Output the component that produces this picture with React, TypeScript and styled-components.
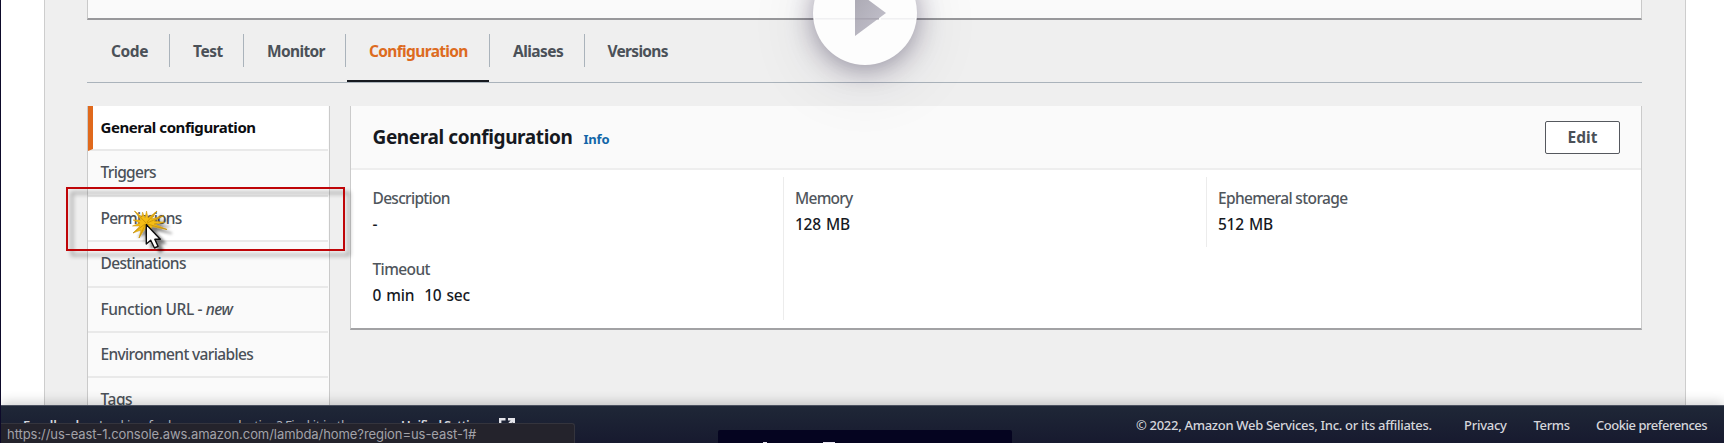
import React from 'react';
import styled, { createGlobalStyle } from 'styled-components';

const Global = createGlobalStyle`
  *, *::before, *::after { box-sizing: border-box; }
  body { margin: 0; background: #fff; font-family: "Noto Sans", sans-serif; overflow: hidden; }
  button { font-family: inherit; }
`;

const Page = styled.div`
  position: relative;
  width: 1724px;
  height: 443px;
  overflow: hidden;
  padding: 0 38px 0 43px;
  border-left: 1px solid #0d0a2a;
  background: #fff;
  color: #16191f;
  font-size: 15.5px;
`;

const Content = styled.main`
  height: 443px;
  padding: 0 43px 0 42px;
  border: solid #cdcdcd;
  border-width: 0 1px;
  background: #efefef;
`;

const OverviewCard = styled.section`
  height: 20px;
  border: solid #c9c9c9;
  border-width: 0 1px 2px;
  border-bottom-color: #98989b;
  background: #fafafa;
`;

const Tabs = styled.nav`
  display: flex;
  height: 63px;
  padding: 14px 0 0 1px;
  border-bottom: 1px solid #aab3bb;
`;

const Tab = styled.a<{ $width: number; $tracking: number; $active?: boolean; $last?: boolean }>`
  position: relative;
  width: ${(p) => p.$width}px;
  height: 33px;
  padding-left: 23px;
  border-right: ${(p) => (p.$last ? 'none' : '1px solid #aab3bb')};
  color: ${(p) => (p.$active ? '#dd6b20' : '#4b5158')};
  font-weight: 700;
  line-height: 35px;
  letter-spacing: ${(p) => p.$tracking}px;
  white-space: nowrap;

  &::after {
    content: '';
    display: ${(p) => (p.$active ? 'block' : 'none')};
    position: absolute;
    left: 1px;
    right: 0;
    bottom: -15px;
    height: 2px;
    background: #16191f;
  }
`;

const Columns = styled.div`
  display: flex;
  align-items: flex-start;
  gap: 20px;
  margin-top: 23px;
`;

const SideNav = styled.nav`
  width: 243px;
  height: 340px;
  border: solid #cacaca;
  border-width: 0 1px;
  background: #fafafa;
`;

const NavItem = styled.a<{ $tracking: number; $active?: boolean; $hovered?: boolean }>`
  display: block;
  height: 45.4px;
  margin-right: 1px;
  padding-left: ${(p) => (p.$active ? 7.5 : 12.5)}px;
  border-left: ${(p) => (p.$active ? '5px solid #e0691c' : '0')};
  border-bottom: 2px solid #e9e9e9;
  background: ${(p) => (p.$active || p.$hovered ? '#fff' : '#fafafa')};
  color: ${(p) => (p.$active ? '#0c0d10' : '#4b5158')};
  font-size: ${(p) => (p.$active ? 15 : 15.5)}px;
  font-weight: ${(p) => (p.$active ? 700 : 500)};
  line-height: 43.6px;
  letter-spacing: ${(p) => p.$tracking}px;
  white-space: pre;
`;

const Panel = styled.section`
  flex: 1;
  height: 224px;
  border: solid #cbcbcb;
  border-width: 0 1px 2px;
  border-bottom-color: #a2a2a4;
  background: #fff;
`;

const PanelHeader = styled.header`
  display: flex;
  align-items: center;
  height: 64px;
  padding: 0 21px 0 21.5px;
  border-bottom: 2px solid #eee;
  background: #fafafa;
`;

const Title = styled.h2`
  margin: 0;
  font-size: 19px;
  font-weight: 700;
  line-height: 28px;
  letter-spacing: -0.38px;
`;

const InfoLink = styled.a`
  margin: 4px auto 0 11px;
  color: #1166a8;
  font-size: 13px;
  font-weight: 700;
  letter-spacing: -0.2px;
`;

const EditButton = styled.button`
  width: 75px;
  height: 33px;
  padding: 0;
  border: 1px solid #55585e;
  border-radius: 2px;
  background: #fff;
  color: #4b5158;
  font-size: 15.5px;
  font-weight: 700;
  line-height: 29px;
`;

const Details = styled.div`
  display: grid;
  grid-template-columns: 432px 423px 1fr;
  padding-top: 7px;
`;

const DetailColumn = styled.dl<{ $tall?: boolean; $divided?: boolean }>`
  height: ${(p) => (p.$tall ? 143 : 70)}px;
  margin: 0;
  padding: 9px 0 0 ${(p) => (p.$divided ? 11 : 21.5)}px;
  border-left: ${(p) => (p.$divided ? '1px solid #ececec' : '0')};
  font-weight: 500;
`;

const Label = styled.dt<{ $tracking: number }>`
  color: #50565c;
  line-height: 24px;
  letter-spacing: ${(p) => p.$tracking}px;
`;

const Value = styled.dd`
  display: flex;
  gap: 10px;
  margin: 2px 0 21px;
  line-height: 24px;
  letter-spacing: -0.25px;
  word-spacing: 1.4px;
`;

const Footer = styled.footer`
  position: absolute;
  inset: 405px 0 0 0;
  display: flex;
  padding: 10px 17px 0 22px;
  border-top: 1px solid #4b5160;
  background: linear-gradient(#1f2737, #171a2f);
  box-shadow: 0 -3px 12px rgba(0, 0, 0, 0.18);
  color: #d5d6db;
  font-size: 13px;
  line-height: 19px;
  white-space: nowrap;
`;

const Feedback = styled.span`
  width: 76px;
  font-weight: 600;
`;

const Hint = styled.span`
  width: 302px;
  color: #b0b2bb;
  letter-spacing: -0.36px;
`;

const SettingsLink = styled.span`
  display: flex;
  width: 114px;
  justify-content: space-between;
  font-weight: 600;
  letter-spacing: -0.8px;
`;

const ExternalIcon = styled.svg`
  margin-top: 2px;
`;

const Legal = styled.div`
  display: flex;
  margin-left: auto;
  font-weight: 500;
`;

const LegalItem = styled.span<{ $width: number; $tracking: number }>`
  width: ${(p) => p.$width}px;
  letter-spacing: ${(p) => p.$tracking}px;
`;

const StatusBubble = styled.div`
  position: absolute;
  left: 0;
  top: 423px;
  width: 574px;
  height: 20px;
  padding-left: 6px;
  border: solid #34343d;
  border-width: 1px 1px 0 0;
  border-radius: 0 3px 0 0;
  background: #24232c;
  color: #a2a2a9;
  font-family: Inter, sans-serif;
  font-size: 13px;
  line-height: 21px;
  letter-spacing: -0.06px;
`;

const Caption = styled.div`
  position: absolute;
  left: 717px;
  top: 430px;
  width: 294px;
  height: 13px;
  padding: 11px 0 0 44px;
  border-radius: 2px 2px 0 0;
  background: #050420;
  overflow: hidden;

  svg { display: block; }
`;

const Highlight = styled.div`
  position: absolute;
  left: 65px;
  top: 187px;
  width: 279px;
  height: 64px;
  border: 2px solid #bf0508;
  filter: drop-shadow(5px 5px 2px rgba(0, 0, 0, 0.38));
`;

const Pointer = styled.svg`
  position: absolute;
  left: 129px;
  top: 206px;
  overflow: visible;
`;

const PlayButton = styled.button`
  position: absolute;
  left: 812px;
  top: -39px;
  display: flex;
  width: 104px;
  height: 104px;
  padding: 0;
  border: 0;
  border-radius: 50%;
  background: #fdfdfd;
  box-shadow: 0 4px 26px rgba(30, 20, 55, 0.38), 0 12px 70px rgba(30, 20, 55, 0.12);
`;

const tabs = [
  { label: 'Code', width: 82, tracking: -0.4 },
  { label: 'Test', width: 74, tracking: -0.45 },
  { label: 'Monitor', width: 102, tracking: -0.65 },
  { label: 'Configuration', width: 144, tracking: -0.65, active: true },
  { label: 'Aliases', width: 94.5, tracking: -0.56 },
  { label: 'Versions', width: 100, tracking: -0.7, last: true },
];

export default function App() {
  return (
    <Page>
      <Global />
      <Content>
        <OverviewCard />
        <Tabs>
          {tabs.map((t) => (
            <Tab key={t.label} $width={t.width} $tracking={t.tracking} $active={t.active} $last={t.last}>
              {t.label}
            </Tab>
          ))}
        </Tabs>
        <Columns>
          <SideNav>
            <NavItem $active $tracking={-0.43}>General configuration</NavItem>
            <NavItem $tracking={-0.68}>Triggers</NavItem>
            <NavItem $hovered $tracking={-0.8}>Permissions</NavItem>
            <NavItem $tracking={-0.67}>Destinations</NavItem>
            <NavItem $tracking={-0.4}>Function URL - <em>new</em></NavItem>
            <NavItem $tracking={-0.65}>Environment variables</NavItem>
            <NavItem $tracking={-0.45}>Tags</NavItem>
          </SideNav>
          <Panel>
            <PanelHeader>
              <Title>General configuration</Title>
              <InfoLink>Info</InfoLink>
              <EditButton>Edit</EditButton>
            </PanelHeader>
            <Details>
              <DetailColumn $tall>
                <Label $tracking={-0.7}>Description</Label>
                <Value>-</Value>
                <Label $tracking={-0.6}>Timeout</Label>
                <Value><span>0 min</span><span>10 sec</span></Value>
              </DetailColumn>
              <DetailColumn $tall $divided>
                <Label $tracking={-0.75}>Memory</Label>
                <Value>128 MB</Value>
              </DetailColumn>
              <DetailColumn $divided>
                <Label $tracking={-0.64}>Ephemeral storage</Label>
                <Value>512 MB</Value>
              </DetailColumn>
            </Details>
          </Panel>
        </Columns>
      </Content>

      <Footer>
        <Feedback>Feedback</Feedback>
        <Hint>Looking for language selection? Find it in the new</Hint>
        <SettingsLink>
          Unified Settings
          <ExternalIcon width="16" height="16" viewBox="0 0 16 16" fill="none" stroke="#e4e4ea" strokeWidth="2.4">
            <path d="M6.5 1.2H1.2V14.8H14.8V9.5M9 1.2h5.8V7M14.8 1.2L7 9" />
          </ExternalIcon>
        </SettingsLink>
        <Legal>
          <LegalItem $width={328} $tracking={-0.3}>© 2022, Amazon Web Services, Inc. or its affiliates.</LegalItem>
          <LegalItem $width={69.5} $tracking={-0.25}>Privacy</LegalItem>
          <LegalItem $width={62.5} $tracking={-0.35}>Terms</LegalItem>
          <LegalItem $width={111} $tracking={-0.47}>Cookie preferences</LegalItem>
        </Legal>
      </Footer>
      <StatusBubble>https://us-east-1.console.aws.amazon.com/lambda/home?region=us-east-1#</StatusBubble>
      <Caption>
        <svg width="80" height="4" viewBox="0 0 80 4" fill="#e9e6f2">
          <path d="M1 1h4v3H1zM61 1h12v3H61z" />
        </svg>
      </Caption>

      <Highlight />
      <Pointer width="44" height="48" viewBox="0 0 44 48">
        <defs>
          <filter id="cursorShadow" x="-50%" y="-50%" width="220%" height="220%">
            <feDropShadow dx="5" dy="4" stdDeviation="1.8" floodColor="#000" floodOpacity="0.5" />
          </filter>
        </defs>
        <g filter="url(#cursorShadow)">
          <path
            fill="#f4bd12"
            stroke="#c9930a"
            strokeWidth="0.5"
            d="M4.5 5L12 11L12.5 6L15 12L16.5 5L18 12L27 5L21.5 13L34 9.5L24 15L35 16.5L24 18L37 23.5L22 20.5L20 26L16 21L9 32L11 24L3 27L10 20L2.5 20L10 17L3 14L11 14Z"
          />
          <path
            stroke="#b98406"
            strokeWidth="0.6"
            fill="none"
            d="M4.5 5L16 17M27 5L17 16M34 9.5L17 17M9 32L15 19M3 27L15 18M37 23.5L17 18"
          />
          <path
            fill="#fff"
            stroke="#0b0b0b"
            strokeWidth="1.4"
            strokeLinejoin="round"
            d="M16.3 18.5V38L20.7 34.3L24.5 42L28 40.3L24.8 33.3H30.3Z"
          />
        </g>
      </Pointer>

      <PlayButton aria-label="Play">
        <svg width="104" height="104" viewBox="0 0 104 104">
          <defs>
            <linearGradient id="playShade" x1="0" y1="0" x2="1" y2="1">
              <stop offset="0" stopColor="#aaa8b2" />
              <stop offset="1" stopColor="#c5c3ce" />
            </linearGradient>
          </defs>
          <path d="M42 29L73 52L42 75Z" fill="url(#playShade)" />
          <path d="M2 57.8H42M68 57.8H102" stroke="#f0f0f2" strokeWidth="1.5" />
          <path d="M42 57.8H66" stroke="#a8a5b0" strokeWidth="1.5" />
        </svg>
      </PlayButton>
    </Page>
  );
}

__DO THIS__:
Pull out all lines in the data above that include "components".

__SOLUTION BELOW__:
Output the component that produces this picture with React, TypeScript and styled-components.
import styled, { createGlobalStyle } from 'styled-components';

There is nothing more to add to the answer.